* **WRITTEN PROBLEM**:
Copy the data below exactly, omitting any picture it contains.

* **SUPPLIED INFORMATION**:
+ + +

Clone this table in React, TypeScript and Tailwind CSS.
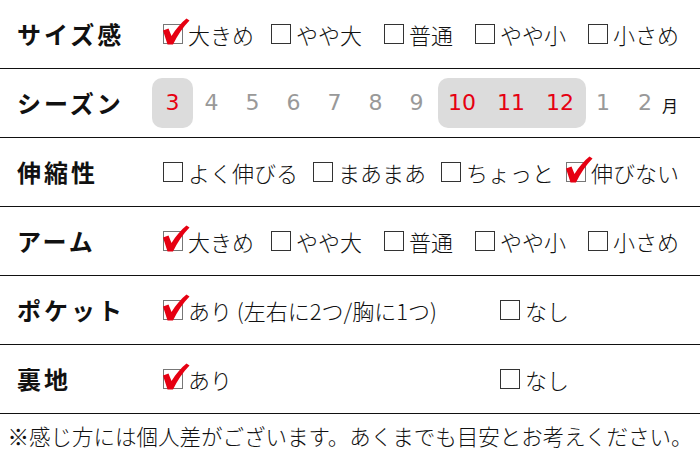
import React from "react";

const JP = { fontFamily: '"Noto Sans CJK JP", "Noto Sans", sans-serif' };
const NUM = { fontFamily: '"DejaVu Sans", "Noto Sans", sans-serif' };

function Box({ checked }: { checked?: boolean }) {
  return (
    <div className={`relative w-[20px] h-[20px] shrink-0 border-[1.5px] ${checked ? "border-[#777]" : "border-[#333]"} bg-white`}>
      {checked && (
        <svg className="absolute left-[-2px] top-[-7px]" width="28" height="28" viewBox="0 0 28 28">
          <path
            d="M1 12.5 L6.5 10.5 L9.5 18 C14 10.5 19 5 24.5 0.5 L27.5 2.5 C21 9 15.5 17 11 26.5 L5.5 26.5 Z"
            fill="#e60012"
          />
        </svg>
      )}
    </div>
  );
}

function Opt({ label, checked, w }: { label: string; checked?: boolean; w?: string }) {
  return (
    <div className={`flex items-center gap-[5px] shrink-0 ${w ?? ""}`}>
      <Box checked={checked} />
      <span className="text-[22px] font-light leading-none text-[#111] whitespace-nowrap">{label}</span>
    </div>
  );
}

function Row({ label, children }: { label: string; children: React.ReactNode }) {
  return (
    <div className="flex items-center h-[69px] border-b-[1.5px] border-[#111]">
      <div className="w-[163px] shrink-0 pl-[17px] text-[24px] font-bold tracking-[3px] leading-none text-[#111]">
        {label}
      </div>
      <div className="flex items-center">{children}</div>
    </div>
  );
}

function Num({ n, red, w }: { n: string; red?: boolean; w: string }) {
  return (
    <div className={`${w} shrink-0 text-center text-[22px] leading-none ${red ? "text-[#e60012]" : "text-[#999]"}`} style={NUM}>
      {n}
    </div>
  );
}

export default function App() {
  return (
    <div className="w-[700px] h-[465px] bg-white overflow-hidden" style={JP}>
      <Row label="サイズ感">
        <Opt label="大きめ" checked w="w-[108px]" />
        <Opt label="やや大" w="w-[113px]" />
        <Opt label="普通" w="w-[91px]" />
        <Opt label="やや小" w="w-[113px]" />
        <Opt label="小さめ" />
      </Row>
      <div className="flex items-center h-[69px] border-b-[1.5px] border-[#111]">
        <div className="w-[152px] shrink-0 pl-[17px] text-[24px] font-bold tracking-[3px] leading-none text-[#111]">
          シーズン
        </div>
        <div className="flex items-center">
          <div className="w-[41px] h-[50px] mr-[-2px] rounded-[10px] bg-[#dcdcdc] flex items-center justify-center">
            <Num n="3" red w="w-[41px]" />
          </div>
          <Num n="4" w="w-[41px]" />
          <Num n="5" w="w-[41px]" />
          <Num n="6" w="w-[41px]" />
          <Num n="7" w="w-[41px]" />
          <Num n="8" w="w-[41px]" />
          <Num n="9" w="w-[41px]" />
          <div className="ml-[1px] w-[148px] h-[50px] rounded-[10px] bg-[#dcdcdc] flex items-center gap-[1px]">
            <Num n="10" red w="w-[48px]" />
            <Num n="11" red w="w-[48px]" />
            <Num n="12" red w="w-[48px]" />
          </div>
          <Num n="1" w="w-[34px]" />
          <div className="ml-[8px] flex items-center">
            <Num n="2" w="w-[34px]" />
            <span className="text-[16px] leading-none text-[#111] mt-[3px]">月</span>
          </div>
        </div>
      </div>
      <Row label="伸縮性">
        <Opt label="よく伸びる" w="w-[150px]" />
        <Opt label="まあまあ" w="w-[128px]" />
        <Opt label="ちょっと" w="w-[125px]" />
        <Opt label="伸びない" checked />
      </Row>
      <Row label="アーム">
        <Opt label="大きめ" checked w="w-[108px]" />
        <Opt label="やや大" w="w-[113px]" />
        <Opt label="普通" w="w-[91px]" />
        <Opt label="やや小" w="w-[113px]" />
        <Opt label="小さめ" />
      </Row>
      <Row label="ポケット">
        <Opt label="あり (左右に2つ/胸に1つ)" checked w="w-[337px]" />
        <Opt label="なし" />
      </Row>
      <Row label="裏地">
        <Opt label="あり" checked w="w-[337px]" />
        <Opt label="なし" />
      </Row>
      <div className="h-[44px] flex items-center justify-center text-[21.5px] font-light leading-none text-[#111] whitespace-nowrap">
        ※感じ方には個人差がございます。あくまでも目安とお考えください。
      </div>
    </div>
  );
}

+ + +

* **EXERCISE SOLUTION**:
Clone this table in React, TypeScript and Tailwind CSS.
import React from "react";

const JP = { fontFamily: '"Noto Sans CJK JP", "Noto Sans", sans-serif' };
const NUM = { fontFamily: '"DejaVu Sans", "Noto Sans", sans-serif' };

function Box({ checked }: { checked?: boolean }) {
  return (
    <div className={`relative w-[20px] h-[20px] shrink-0 border-[1.5px] ${checked ? "border-[#777]" : "border-[#333]"} bg-white`}>
      {checked && (
        <svg className="absolute left-[-2px] top-[-7px]" width="28" height="28" viewBox="0 0 28 28">
          <path
            d="M1 12.5 L6.5 10.5 L9.5 18 C14 10.5 19 5 24.5 0.5 L27.5 2.5 C21 9 15.5 17 11 26.5 L5.5 26.5 Z"
            fill="#e60012"
          />
        </svg>
      )}
    </div>
  );
}

function Opt({ label, checked, w }: { label: string; checked?: boolean; w?: string }) {
  return (
    <div className={`flex items-center gap-[5px] shrink-0 ${w ?? ""}`}>
      <Box checked={checked} />
      <span className="text-[22px] font-light leading-none text-[#111] whitespace-nowrap">{label}</span>
    </div>
  );
}

function Row({ label, children }: { label: string; children: React.ReactNode }) {
  return (
    <div className="flex items-center h-[69px] border-b-[1.5px] border-[#111]">
      <div className="w-[163px] shrink-0 pl-[17px] text-[24px] font-bold tracking-[3px] leading-none text-[#111]">
        {label}
      </div>
      <div className="flex items-center">{children}</div>
    </div>
  );
}

function Num({ n, red, w }: { n: string; red?: boolean; w: string }) {
  return (
    <div className={`${w} shrink-0 text-center text-[22px] leading-none ${red ? "text-[#e60012]" : "text-[#999]"}`} style={NUM}>
      {n}
    </div>
  );
}

export default function App() {
  return (
    <div className="w-[700px] h-[465px] bg-white overflow-hidden" style={JP}>
      <Row label="サイズ感">
        <Opt label="大きめ" checked w="w-[108px]" />
        <Opt label="やや大" w="w-[113px]" />
        <Opt label="普通" w="w-[91px]" />
        <Opt label="やや小" w="w-[113px]" />
        <Opt label="小さめ" />
      </Row>
      <div className="flex items-center h-[69px] border-b-[1.5px] border-[#111]">
        <div className="w-[152px] shrink-0 pl-[17px] text-[24px] font-bold tracking-[3px] leading-none text-[#111]">
          シーズン
        </div>
        <div className="flex items-center">
          <div className="w-[41px] h-[50px] mr-[-2px] rounded-[10px] bg-[#dcdcdc] flex items-center justify-center">
            <Num n="3" red w="w-[41px]" />
          </div>
          <Num n="4" w="w-[41px]" />
          <Num n="5" w="w-[41px]" />
          <Num n="6" w="w-[41px]" />
          <Num n="7" w="w-[41px]" />
          <Num n="8" w="w-[41px]" />
          <Num n="9" w="w-[41px]" />
          <div className="ml-[1px] w-[148px] h-[50px] rounded-[10px] bg-[#dcdcdc] flex items-center gap-[1px]">
            <Num n="10" red w="w-[48px]" />
            <Num n="11" red w="w-[48px]" />
            <Num n="12" red w="w-[48px]" />
          </div>
          <Num n="1" w="w-[34px]" />
          <div className="ml-[8px] flex items-center">
            <Num n="2" w="w-[34px]" />
            <span className="text-[16px] leading-none text-[#111] mt-[3px]">月</span>
          </div>
        </div>
      </div>
      <Row label="伸縮性">
        <Opt label="よく伸びる" w="w-[150px]" />
        <Opt label="まあまあ" w="w-[128px]" />
        <Opt label="ちょっと" w="w-[125px]" />
        <Opt label="伸びない" checked />
      </Row>
      <Row label="アーム">
        <Opt label="大きめ" checked w="w-[108px]" />
        <Opt label="やや大" w="w-[113px]" />
        <Opt label="普通" w="w-[91px]" />
        <Opt label="やや小" w="w-[113px]" />
        <Opt label="小さめ" />
      </Row>
      <Row label="ポケット">
        <Opt label="あり (左右に2つ/胸に1つ)" checked w="w-[337px]" />
        <Opt label="なし" />
      </Row>
      <Row label="裏地">
        <Opt label="あり" checked w="w-[337px]" />
        <Opt label="なし" />
      </Row>
      <div className="h-[44px] flex items-center justify-center text-[21.5px] font-light leading-none text-[#111] whitespace-nowrap">
        ※感じ方には個人差がございます。あくまでも目安とお考えください。
      </div>
    </div>
  );
}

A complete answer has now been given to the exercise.